■ TASK STATEMENT:
Locate and copy each line in the data that contains the word "this".
▼▼▼
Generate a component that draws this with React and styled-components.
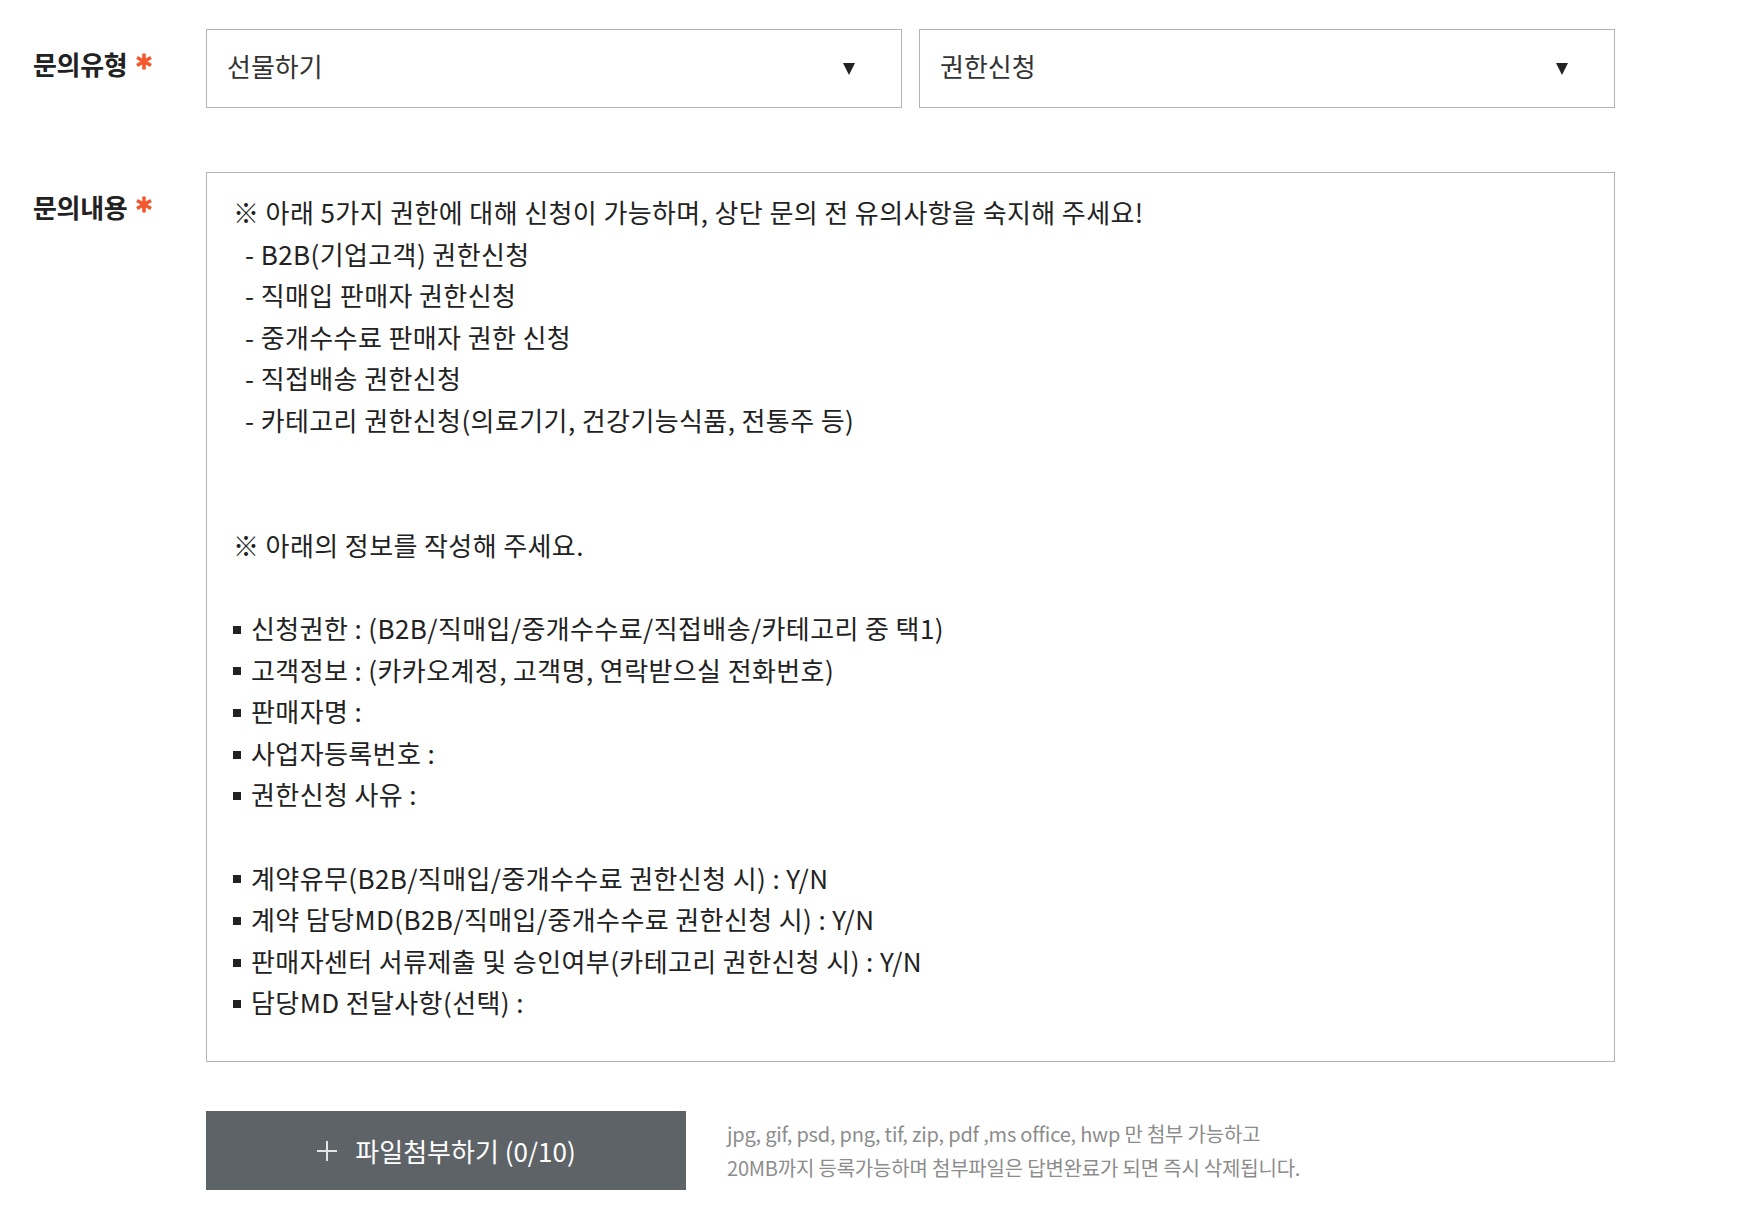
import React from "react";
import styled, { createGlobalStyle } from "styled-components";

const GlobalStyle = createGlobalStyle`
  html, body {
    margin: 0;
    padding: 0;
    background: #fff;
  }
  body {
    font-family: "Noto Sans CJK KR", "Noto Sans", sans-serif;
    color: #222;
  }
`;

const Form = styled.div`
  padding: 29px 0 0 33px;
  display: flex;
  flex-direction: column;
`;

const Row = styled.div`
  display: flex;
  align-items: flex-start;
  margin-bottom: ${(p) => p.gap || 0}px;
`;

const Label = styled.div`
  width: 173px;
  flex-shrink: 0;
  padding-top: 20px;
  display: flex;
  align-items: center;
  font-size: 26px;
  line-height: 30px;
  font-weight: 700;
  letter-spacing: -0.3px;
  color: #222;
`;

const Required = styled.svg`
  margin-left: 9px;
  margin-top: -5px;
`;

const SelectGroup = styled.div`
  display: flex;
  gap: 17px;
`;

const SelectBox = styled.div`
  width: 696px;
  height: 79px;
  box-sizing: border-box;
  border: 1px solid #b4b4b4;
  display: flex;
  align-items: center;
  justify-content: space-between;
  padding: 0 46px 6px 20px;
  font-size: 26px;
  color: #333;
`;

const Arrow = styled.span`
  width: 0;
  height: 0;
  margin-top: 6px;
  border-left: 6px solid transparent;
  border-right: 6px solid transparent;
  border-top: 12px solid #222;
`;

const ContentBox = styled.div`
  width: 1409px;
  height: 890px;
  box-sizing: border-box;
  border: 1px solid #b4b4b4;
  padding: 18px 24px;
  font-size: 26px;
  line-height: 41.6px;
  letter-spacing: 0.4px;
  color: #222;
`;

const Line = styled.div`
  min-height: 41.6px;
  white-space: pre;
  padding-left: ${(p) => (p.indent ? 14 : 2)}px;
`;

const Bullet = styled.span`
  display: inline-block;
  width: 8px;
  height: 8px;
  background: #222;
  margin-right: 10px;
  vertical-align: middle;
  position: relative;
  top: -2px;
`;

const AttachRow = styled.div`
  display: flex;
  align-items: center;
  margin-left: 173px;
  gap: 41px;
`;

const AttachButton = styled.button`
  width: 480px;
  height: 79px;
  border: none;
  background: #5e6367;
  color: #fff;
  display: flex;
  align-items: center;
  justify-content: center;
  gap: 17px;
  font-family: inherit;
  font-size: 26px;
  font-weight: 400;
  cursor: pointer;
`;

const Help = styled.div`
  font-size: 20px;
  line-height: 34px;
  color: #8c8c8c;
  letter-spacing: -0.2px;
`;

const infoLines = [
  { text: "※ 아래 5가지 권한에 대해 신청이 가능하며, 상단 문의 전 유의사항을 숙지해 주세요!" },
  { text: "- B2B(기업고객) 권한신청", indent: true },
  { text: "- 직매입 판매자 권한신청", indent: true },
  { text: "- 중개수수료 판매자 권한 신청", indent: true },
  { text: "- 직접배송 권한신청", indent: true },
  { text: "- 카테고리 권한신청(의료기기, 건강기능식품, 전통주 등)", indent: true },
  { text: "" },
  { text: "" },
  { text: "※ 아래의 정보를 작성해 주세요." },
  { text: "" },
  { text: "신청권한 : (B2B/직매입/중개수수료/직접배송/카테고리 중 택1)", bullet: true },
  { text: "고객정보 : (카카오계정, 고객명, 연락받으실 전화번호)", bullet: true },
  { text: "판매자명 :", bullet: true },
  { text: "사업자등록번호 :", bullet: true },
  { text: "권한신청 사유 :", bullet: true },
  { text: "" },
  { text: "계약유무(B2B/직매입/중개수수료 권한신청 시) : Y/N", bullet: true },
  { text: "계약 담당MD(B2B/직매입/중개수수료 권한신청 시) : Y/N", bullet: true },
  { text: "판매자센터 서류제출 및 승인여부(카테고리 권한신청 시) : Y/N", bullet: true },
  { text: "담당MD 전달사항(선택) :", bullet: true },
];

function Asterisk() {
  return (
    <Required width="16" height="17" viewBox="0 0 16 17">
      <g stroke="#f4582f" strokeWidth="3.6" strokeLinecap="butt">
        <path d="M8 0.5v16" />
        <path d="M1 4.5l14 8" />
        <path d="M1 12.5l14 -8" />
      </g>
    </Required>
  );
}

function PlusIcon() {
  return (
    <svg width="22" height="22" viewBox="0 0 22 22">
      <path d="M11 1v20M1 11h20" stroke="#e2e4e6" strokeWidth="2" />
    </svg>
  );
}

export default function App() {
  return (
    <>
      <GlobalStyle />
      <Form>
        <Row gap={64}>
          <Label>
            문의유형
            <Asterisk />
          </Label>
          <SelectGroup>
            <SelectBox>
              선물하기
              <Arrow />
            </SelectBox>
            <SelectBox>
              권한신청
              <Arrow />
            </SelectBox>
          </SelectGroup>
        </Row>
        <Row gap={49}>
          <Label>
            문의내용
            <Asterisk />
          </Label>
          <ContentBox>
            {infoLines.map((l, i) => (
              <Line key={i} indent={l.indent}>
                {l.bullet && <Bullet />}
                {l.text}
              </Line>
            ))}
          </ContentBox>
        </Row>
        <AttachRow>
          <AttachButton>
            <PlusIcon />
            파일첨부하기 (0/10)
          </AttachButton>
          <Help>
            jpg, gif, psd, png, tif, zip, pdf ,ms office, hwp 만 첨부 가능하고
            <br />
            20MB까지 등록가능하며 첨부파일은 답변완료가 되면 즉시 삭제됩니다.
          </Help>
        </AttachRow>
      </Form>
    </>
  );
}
▲▲▲
▼▼▼
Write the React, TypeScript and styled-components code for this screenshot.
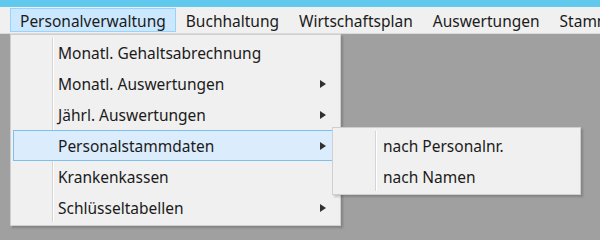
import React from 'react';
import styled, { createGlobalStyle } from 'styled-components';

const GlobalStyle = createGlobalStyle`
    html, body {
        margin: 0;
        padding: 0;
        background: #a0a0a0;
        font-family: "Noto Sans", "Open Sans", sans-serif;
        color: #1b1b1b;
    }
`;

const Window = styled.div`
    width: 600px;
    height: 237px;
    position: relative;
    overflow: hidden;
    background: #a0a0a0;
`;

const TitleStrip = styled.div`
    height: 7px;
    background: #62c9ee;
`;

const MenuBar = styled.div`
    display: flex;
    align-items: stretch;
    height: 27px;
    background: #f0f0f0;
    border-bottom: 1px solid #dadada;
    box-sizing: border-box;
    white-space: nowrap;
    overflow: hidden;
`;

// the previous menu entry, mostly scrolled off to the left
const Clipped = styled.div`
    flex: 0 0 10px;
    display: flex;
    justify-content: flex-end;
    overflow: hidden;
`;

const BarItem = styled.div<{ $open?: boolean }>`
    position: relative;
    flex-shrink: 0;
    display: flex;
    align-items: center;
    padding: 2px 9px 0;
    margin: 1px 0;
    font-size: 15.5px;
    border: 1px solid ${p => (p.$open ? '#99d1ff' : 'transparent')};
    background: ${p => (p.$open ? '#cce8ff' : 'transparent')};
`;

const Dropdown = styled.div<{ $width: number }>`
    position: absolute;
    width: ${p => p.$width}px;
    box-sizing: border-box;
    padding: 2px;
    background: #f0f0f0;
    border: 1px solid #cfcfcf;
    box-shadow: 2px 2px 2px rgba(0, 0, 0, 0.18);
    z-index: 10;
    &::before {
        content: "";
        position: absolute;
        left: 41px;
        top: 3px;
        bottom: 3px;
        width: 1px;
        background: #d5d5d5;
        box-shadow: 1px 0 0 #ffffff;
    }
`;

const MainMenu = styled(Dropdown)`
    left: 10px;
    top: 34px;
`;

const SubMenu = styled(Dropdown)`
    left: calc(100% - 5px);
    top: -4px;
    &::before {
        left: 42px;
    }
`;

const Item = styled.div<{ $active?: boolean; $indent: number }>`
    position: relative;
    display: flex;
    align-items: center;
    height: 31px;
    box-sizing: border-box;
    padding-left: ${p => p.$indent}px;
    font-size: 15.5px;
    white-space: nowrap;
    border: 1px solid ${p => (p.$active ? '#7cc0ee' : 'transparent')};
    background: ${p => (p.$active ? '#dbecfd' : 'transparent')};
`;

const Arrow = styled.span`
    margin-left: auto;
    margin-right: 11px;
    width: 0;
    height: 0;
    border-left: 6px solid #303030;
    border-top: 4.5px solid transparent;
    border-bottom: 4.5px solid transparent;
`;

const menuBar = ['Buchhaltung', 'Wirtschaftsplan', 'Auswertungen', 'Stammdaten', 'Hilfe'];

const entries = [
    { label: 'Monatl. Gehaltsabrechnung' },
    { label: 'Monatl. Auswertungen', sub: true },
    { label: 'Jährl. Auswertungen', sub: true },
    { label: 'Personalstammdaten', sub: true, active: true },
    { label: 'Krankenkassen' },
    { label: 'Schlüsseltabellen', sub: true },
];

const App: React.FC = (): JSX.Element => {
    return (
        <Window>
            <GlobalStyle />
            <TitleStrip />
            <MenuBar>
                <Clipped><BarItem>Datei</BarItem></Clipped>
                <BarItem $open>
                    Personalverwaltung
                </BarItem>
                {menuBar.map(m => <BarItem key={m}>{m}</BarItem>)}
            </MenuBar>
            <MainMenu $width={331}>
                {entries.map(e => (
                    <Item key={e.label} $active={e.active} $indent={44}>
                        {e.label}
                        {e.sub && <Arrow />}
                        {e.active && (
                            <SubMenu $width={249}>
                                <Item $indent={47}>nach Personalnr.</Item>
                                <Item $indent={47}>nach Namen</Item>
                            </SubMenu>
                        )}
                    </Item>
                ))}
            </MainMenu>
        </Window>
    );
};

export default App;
▲▲▲
▼▼▼
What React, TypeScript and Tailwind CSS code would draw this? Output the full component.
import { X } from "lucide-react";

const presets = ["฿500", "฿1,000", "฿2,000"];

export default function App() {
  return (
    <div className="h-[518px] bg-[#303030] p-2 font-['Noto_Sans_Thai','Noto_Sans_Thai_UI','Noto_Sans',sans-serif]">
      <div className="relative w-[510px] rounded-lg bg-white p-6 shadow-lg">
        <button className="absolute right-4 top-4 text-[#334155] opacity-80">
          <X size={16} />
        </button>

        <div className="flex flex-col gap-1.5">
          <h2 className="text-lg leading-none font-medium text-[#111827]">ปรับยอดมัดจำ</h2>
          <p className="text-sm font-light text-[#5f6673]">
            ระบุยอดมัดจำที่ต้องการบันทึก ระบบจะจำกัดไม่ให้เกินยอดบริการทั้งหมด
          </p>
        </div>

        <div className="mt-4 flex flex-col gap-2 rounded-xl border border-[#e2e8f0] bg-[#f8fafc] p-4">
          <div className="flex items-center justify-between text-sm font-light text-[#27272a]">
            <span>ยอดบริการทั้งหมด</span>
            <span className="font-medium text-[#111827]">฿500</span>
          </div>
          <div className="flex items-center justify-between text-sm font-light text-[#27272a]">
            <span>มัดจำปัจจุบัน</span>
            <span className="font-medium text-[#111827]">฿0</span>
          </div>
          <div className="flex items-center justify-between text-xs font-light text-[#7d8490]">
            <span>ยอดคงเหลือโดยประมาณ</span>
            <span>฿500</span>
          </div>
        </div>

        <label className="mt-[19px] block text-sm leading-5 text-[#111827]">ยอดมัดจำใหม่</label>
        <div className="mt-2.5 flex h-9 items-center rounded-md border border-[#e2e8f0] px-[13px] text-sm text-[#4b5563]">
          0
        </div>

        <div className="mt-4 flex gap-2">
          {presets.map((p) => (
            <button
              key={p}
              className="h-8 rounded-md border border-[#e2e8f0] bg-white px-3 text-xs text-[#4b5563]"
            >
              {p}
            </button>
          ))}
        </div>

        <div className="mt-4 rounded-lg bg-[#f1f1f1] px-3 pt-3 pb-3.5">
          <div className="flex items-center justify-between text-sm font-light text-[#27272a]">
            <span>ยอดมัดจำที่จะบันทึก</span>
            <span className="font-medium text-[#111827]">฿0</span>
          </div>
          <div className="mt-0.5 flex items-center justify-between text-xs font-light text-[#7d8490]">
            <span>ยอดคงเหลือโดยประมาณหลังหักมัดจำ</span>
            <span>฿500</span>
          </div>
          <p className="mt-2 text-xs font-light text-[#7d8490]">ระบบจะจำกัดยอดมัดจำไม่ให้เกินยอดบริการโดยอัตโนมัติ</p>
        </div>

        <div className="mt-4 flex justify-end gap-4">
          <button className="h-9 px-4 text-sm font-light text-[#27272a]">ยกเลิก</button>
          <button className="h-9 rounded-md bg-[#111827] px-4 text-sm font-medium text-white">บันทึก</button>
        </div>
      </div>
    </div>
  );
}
▲▲▲
■ WRITTEN ANSWER:
Generate a component that draws this with React and styled-components.
Write the React, TypeScript and styled-components code for this screenshot.
What React, TypeScript and Tailwind CSS code would draw this? Output the full component.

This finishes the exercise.